Il avait ainsi présidé - sa fonction l'y contraignant - à l'octroi d'un prix littéraire à Mira Markovic, la goule-présidente, dont l'absence à la prison de La Haye explique à elle seule la brillante et digne tenue de son de mari devant ses juges. Elle était la véritable et seule terreur du régime. Sociologue, docteur h.c. des universités de Moscou, Pékin et autres capitales pourvoyeuses de ravitaillement dans les années dures. Jalouse, doctrinaire, épurationniste, manipulatrice. Chroniqueuse, avec ça, dans un magazine en vogue, où elle tenait des blocs-notes d'un narcissisme, d'un pompiérisme et d'un vide béhachéliens - la prolixité mise à part. Que pouvait faire un éditeur, fût-il roi de Belgrade, sinon lui décerner des prix? Le soir même de cette faute de goût tragique, nous dînions au "Club des écrivains", le creuset des potins du tout-Belgrade, lorsque mon ami et auteur Momo Kapor a débarqué dans l'intention manifeste de brocarder son ami Ognjen.

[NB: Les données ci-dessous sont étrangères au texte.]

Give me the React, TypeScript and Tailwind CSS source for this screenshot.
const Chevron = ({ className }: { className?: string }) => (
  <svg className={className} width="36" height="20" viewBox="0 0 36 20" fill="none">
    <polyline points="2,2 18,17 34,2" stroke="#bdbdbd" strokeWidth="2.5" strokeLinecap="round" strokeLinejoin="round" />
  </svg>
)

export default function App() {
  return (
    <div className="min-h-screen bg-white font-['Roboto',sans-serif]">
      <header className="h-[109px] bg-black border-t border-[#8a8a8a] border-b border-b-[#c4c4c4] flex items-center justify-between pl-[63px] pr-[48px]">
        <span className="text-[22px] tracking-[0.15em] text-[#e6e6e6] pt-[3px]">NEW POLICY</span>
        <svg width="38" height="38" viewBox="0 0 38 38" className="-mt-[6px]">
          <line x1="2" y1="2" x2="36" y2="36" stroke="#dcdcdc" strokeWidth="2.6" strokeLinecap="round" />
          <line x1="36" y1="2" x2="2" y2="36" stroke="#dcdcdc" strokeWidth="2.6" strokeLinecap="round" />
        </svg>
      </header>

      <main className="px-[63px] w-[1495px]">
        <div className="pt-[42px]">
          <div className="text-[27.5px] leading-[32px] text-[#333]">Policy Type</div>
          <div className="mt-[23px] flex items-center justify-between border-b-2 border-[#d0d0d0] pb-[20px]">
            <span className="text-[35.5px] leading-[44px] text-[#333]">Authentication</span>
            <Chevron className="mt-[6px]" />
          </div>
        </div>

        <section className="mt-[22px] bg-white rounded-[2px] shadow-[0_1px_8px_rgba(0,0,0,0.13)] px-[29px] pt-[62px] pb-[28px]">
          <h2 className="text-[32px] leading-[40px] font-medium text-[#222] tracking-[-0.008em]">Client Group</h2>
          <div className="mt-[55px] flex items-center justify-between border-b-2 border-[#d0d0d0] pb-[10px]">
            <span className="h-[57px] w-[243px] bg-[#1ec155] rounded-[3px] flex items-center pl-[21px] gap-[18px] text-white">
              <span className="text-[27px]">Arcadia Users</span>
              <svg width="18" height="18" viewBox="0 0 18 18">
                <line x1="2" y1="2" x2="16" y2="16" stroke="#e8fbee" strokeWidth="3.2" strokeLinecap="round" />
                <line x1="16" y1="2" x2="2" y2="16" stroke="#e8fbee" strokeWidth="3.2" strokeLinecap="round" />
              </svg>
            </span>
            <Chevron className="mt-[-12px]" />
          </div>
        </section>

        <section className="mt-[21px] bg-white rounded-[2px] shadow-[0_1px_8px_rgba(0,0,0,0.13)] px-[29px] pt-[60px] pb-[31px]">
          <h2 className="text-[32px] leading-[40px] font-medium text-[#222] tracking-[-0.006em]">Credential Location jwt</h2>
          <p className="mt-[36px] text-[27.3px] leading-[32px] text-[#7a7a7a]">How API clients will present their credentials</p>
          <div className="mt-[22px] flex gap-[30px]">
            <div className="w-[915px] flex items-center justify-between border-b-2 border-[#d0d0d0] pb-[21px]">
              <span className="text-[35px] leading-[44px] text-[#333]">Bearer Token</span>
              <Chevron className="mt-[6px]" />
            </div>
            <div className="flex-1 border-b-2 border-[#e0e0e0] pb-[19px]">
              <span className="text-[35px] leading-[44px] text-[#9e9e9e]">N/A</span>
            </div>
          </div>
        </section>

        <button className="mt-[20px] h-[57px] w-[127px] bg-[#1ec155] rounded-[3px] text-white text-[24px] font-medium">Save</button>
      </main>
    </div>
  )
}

Artiste éminent, esprit libre, brillant causeur, humoriste hors pair, Kapor assassina ce soir-là son ami à coups d'épigrammes, inventant à la lauréate des talents littéraires qu'elle ne possédait évidemment pas. La salle entière, avec tous ses flics, sycophantes et mouchards, en riait aux éclats. Cette nuit-là, mon compère Yvon-dit-Pépère, avec qui je partageais une chambre au Palace, ne parvint plus à se ressaissir. Son fou rire compulsif le tint éveillé jusqu'à l'aube. "Salaud de Kapor! Ah, le gredin!" répétait-il. Cette nuit-là, Pépère enrichit la langue française d'un verbe et d'un substantif nouveaux: "se faire momokaporiser" et "la momokaporisation" (ou "momokaporitude"). Cette soirée, il en parle encore, alors que dix ans et plus ont passé...
A chaque époque ses hommes. Les Ognjen ont disparu de la scène. Certains, à des postes plus "sensibles", ont fini en prison. Les remplacent des figures pâles et réversibles, sans passé, sans péchés car ignorant le bien. Economistes, gestionnaires, avocats.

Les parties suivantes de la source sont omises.